Er zijn geen relevante objecten en/of risicovolle vervoersassen op basis van het Besluit externe veiligheid inrichtingen, de circulaire risiconormering vervoer gevaarlijke stoffen, de circulaire 'Zonering langs hogedruk aardgastransportleidingen 1984' en het ontwerp Besluit externe veiligheid buisleidingen in of nabij het plangebied gelegen. Om die reden vormt het aspect externe veiligheid voor dit plan geen belemmering.

Ecologie

Het plangebied ligt op circa 1100 meter afstand van de dichtstbijzijnde Ecologische Hoofdstructuur (bestaande natuur en beheergebied). De verwachting is dat de geplande sloop en nieuwbouw geen effecten hebben op de waarden en het functioneren van de EHS. Er zijn geen juridisch zwaar beschermde plant- of diersoorten te verwachten op de plaats waar werkzaamheden worden uitgevoerd.  De werkzaamheden hebben vooral betrekking op interne en kleinschalige verbouwingen. De te slopen schuur is in zeer slechte staat. Doordat het deels open en tochtig is, worden hier geen jaarrond beschermde nesten van uilen, zwaluwen, huismussen of vaste verblijfplaatsen van vleermuizen of steenmarter verwacht.

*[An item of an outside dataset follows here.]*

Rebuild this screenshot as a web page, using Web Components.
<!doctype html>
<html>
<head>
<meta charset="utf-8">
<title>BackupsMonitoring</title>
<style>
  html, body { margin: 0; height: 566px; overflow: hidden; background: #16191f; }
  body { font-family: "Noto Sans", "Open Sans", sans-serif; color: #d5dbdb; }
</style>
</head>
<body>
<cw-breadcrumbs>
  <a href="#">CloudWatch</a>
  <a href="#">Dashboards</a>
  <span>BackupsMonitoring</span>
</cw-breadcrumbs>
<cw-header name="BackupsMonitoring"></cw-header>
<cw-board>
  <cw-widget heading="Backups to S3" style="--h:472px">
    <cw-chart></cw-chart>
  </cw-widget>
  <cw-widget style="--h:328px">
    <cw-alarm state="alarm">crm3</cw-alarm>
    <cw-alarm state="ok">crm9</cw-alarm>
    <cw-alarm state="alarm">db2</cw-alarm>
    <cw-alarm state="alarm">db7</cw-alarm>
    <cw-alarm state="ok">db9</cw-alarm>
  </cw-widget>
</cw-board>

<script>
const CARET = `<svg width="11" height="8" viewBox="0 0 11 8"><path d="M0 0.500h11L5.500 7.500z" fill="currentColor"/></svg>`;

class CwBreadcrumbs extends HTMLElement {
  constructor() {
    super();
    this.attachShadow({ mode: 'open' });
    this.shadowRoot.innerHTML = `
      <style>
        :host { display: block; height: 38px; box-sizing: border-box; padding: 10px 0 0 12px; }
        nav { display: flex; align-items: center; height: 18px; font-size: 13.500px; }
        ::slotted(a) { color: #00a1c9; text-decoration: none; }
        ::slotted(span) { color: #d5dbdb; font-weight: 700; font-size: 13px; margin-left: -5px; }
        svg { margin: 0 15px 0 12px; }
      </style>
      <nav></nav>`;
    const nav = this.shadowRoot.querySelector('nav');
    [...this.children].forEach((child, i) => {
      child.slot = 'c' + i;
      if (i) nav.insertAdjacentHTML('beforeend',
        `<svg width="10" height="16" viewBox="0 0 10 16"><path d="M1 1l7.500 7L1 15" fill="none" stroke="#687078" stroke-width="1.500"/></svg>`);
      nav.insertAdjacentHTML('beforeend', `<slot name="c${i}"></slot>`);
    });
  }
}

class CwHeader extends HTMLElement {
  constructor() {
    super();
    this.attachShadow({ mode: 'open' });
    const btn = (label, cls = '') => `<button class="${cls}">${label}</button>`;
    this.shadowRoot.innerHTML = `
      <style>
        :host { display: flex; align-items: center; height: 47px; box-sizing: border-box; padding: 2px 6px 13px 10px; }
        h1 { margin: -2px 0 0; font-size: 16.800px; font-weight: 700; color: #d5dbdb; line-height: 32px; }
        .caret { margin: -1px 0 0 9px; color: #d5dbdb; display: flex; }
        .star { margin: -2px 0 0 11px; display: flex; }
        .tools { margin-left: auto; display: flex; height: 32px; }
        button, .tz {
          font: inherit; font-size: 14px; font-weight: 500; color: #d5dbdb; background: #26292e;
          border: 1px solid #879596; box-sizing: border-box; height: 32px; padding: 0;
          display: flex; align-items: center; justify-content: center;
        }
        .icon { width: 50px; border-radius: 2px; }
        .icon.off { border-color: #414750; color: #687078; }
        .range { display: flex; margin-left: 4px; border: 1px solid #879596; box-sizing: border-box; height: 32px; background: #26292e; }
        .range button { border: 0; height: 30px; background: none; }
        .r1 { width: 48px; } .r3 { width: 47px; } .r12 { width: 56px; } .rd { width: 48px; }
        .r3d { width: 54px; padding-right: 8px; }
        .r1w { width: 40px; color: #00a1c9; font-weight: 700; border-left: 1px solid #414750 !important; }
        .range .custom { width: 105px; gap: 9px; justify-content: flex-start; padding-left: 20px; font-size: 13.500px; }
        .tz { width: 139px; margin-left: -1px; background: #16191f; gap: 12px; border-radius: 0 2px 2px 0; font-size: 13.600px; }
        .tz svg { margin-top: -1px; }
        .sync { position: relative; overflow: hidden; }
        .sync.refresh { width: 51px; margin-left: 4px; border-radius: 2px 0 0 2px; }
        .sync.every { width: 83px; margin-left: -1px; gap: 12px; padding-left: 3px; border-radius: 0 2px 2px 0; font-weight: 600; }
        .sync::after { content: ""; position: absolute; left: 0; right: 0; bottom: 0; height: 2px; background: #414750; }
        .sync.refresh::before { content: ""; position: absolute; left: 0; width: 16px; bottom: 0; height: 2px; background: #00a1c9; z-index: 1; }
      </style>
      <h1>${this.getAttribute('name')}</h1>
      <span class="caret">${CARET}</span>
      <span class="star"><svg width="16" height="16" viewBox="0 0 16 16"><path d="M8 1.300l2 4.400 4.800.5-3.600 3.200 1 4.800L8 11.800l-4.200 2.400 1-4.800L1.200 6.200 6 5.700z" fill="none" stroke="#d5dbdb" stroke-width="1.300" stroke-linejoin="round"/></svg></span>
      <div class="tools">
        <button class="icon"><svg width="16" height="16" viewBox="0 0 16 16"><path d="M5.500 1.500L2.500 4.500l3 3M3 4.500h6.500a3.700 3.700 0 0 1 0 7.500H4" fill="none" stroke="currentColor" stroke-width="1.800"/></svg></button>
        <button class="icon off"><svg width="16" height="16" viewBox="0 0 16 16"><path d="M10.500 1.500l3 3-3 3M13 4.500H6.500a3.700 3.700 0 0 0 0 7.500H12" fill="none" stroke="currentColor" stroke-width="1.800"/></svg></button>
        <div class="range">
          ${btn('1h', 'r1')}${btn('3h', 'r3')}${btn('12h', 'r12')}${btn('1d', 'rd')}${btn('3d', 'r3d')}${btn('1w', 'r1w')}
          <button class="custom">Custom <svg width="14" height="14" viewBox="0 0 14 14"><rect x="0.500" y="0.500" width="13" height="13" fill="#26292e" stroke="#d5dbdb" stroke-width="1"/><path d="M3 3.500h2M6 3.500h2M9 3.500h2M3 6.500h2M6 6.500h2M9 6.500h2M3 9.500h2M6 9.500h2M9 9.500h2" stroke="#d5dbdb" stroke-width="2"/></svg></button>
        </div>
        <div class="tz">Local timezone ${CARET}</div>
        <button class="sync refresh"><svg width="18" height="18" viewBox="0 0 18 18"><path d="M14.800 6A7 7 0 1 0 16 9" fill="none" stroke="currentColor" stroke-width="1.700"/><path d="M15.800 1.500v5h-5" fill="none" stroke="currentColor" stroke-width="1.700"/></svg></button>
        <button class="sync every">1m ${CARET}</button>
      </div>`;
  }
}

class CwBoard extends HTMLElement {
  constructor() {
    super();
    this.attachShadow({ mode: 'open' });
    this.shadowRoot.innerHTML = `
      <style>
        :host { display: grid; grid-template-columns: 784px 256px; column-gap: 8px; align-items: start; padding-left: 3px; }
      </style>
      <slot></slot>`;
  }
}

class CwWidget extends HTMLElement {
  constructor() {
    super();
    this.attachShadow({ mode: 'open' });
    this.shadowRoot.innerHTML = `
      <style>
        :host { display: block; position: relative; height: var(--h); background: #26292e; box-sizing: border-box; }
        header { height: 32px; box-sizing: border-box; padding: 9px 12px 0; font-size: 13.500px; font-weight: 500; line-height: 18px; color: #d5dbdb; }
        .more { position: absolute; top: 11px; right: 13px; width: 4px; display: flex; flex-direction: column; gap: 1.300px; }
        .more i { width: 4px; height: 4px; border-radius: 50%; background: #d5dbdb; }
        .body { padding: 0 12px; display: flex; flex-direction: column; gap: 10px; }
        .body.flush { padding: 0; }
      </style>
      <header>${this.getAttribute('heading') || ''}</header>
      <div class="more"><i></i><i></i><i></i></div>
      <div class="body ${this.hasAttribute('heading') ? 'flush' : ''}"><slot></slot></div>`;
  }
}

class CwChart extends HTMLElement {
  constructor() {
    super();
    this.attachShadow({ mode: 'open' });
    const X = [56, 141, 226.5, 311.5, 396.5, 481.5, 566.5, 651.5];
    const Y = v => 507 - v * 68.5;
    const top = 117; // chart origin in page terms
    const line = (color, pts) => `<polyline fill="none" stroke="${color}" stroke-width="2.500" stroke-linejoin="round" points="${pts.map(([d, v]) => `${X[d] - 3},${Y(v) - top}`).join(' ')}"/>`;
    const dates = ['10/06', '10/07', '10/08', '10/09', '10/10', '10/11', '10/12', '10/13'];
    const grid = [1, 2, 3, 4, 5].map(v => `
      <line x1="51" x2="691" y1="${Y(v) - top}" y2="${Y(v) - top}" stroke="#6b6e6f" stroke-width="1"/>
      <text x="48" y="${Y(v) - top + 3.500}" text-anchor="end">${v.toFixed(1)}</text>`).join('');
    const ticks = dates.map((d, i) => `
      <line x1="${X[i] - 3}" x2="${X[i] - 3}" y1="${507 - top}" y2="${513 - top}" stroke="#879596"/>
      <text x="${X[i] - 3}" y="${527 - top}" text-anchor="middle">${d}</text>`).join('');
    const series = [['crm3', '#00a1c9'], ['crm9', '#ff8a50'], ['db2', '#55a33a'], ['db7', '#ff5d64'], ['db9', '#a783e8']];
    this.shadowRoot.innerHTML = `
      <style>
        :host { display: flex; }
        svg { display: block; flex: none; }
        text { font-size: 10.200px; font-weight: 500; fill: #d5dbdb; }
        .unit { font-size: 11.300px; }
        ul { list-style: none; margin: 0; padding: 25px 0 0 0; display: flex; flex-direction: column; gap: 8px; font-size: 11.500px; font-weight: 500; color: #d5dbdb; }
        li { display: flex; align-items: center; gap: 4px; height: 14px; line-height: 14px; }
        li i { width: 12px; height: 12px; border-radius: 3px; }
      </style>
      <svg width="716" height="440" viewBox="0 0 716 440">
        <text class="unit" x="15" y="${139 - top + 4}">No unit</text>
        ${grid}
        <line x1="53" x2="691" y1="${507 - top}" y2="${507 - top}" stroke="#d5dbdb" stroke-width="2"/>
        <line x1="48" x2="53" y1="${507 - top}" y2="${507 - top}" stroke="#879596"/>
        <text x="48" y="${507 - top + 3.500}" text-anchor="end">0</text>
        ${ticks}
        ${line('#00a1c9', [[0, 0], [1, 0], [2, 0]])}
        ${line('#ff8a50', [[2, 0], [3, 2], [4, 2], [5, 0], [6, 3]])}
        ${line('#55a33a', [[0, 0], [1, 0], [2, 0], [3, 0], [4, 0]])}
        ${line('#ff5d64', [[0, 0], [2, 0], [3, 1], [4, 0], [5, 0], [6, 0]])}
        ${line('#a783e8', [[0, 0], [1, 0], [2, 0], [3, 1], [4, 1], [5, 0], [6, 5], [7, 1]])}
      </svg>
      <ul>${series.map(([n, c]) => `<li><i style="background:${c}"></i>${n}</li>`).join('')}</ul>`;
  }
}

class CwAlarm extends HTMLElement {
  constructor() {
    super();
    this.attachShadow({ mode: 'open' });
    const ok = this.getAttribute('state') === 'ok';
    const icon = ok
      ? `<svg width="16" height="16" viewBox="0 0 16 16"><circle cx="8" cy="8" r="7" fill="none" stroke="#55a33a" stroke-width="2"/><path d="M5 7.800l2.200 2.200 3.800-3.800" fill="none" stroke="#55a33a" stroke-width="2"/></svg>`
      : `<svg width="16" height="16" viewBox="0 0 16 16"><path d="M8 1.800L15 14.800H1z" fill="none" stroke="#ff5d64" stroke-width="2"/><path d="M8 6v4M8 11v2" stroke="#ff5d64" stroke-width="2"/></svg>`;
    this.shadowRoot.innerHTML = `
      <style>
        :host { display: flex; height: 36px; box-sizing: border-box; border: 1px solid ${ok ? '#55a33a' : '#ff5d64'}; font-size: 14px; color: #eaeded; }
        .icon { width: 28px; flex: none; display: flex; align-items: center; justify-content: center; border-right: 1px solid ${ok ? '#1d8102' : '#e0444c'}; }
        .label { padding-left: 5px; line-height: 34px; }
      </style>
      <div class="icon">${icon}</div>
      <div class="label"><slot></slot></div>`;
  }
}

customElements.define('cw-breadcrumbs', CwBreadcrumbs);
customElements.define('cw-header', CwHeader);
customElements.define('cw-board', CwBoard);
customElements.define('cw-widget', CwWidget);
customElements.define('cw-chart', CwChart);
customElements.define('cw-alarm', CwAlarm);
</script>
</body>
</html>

Bij de geplande werkzaamheden is het wel noodzakelijk zeker te zijn dat er geen broedende of nestelende vogels worden verstoord. Indien in gebruik zijnde nesten aanwezig zijn, is het van belang deze niet te verstoren en met werkzaamheden te wachten totdat jonge vogels zijn uitgevlogen. De werkzaamheden dienen dan ook te worden gestart buiten het broedseizoen of er dient voorafgaand aan sloop- en bouwwerkzaamheden  een inspectie te worden uitgevoerd naar aanwezigheid van in gebruikzijnde nesten of broedende vogels.